Aristide dit Vegeta, le grossiste, a du mal avec ses « employés » : « Je lui raccroche au nez parce que j'en ai vraiment marre de ce connard. Bokit n'entend pas ce qu'on lui dit. Il est plus vieux que moi mais c'est un putain d'amateur. »
« Tavares « Fat » Newton, le baron bahaméen dont personne ne doit connaître le nom ici-bas (…) » est confronté à un management difficile :
— 15 heures. On avait dit 15 heures, répond tranquillement Tavares. On change rien. Inutile d'appeler tout le temps. 15 heures à l'îlet, reprend Tavares
Gardé le gendarme Corse est prisonnier de son passé : « Il est des choses dont chacun pourra s'amuser mais, pour ma part, j'ai toujours accordé une place aux superstitions. Je tiens cela de ma grand-mère corse, Irenea, qui me semblait toujours vivre en sursis d'un mauvais coup du sort. »

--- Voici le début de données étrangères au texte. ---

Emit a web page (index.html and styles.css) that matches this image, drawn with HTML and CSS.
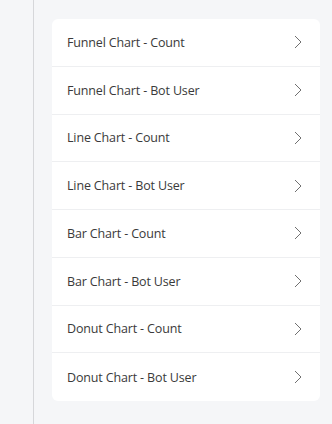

Aymé, ne s'est jamais remis de l'assassinat de son fils Justice : « Bien obligé de plier. Il faut certainement calmer le serpent alors je lui demande :
— Pourquoi m'enlever mon fils, chair d'assassins que vous êtes. Hein, monsieur ? Dis-moi ça ? »
L'enquête se poursuit, distillant les informations, et emprunte très vite la piste du trafic de crack. Mais est-ce bien la raison du meurtre ?
Stéphane Pair ne tranche pas, en journaliste consciencieux, il expose différent points de vue et nous laisse juge de la conclusion.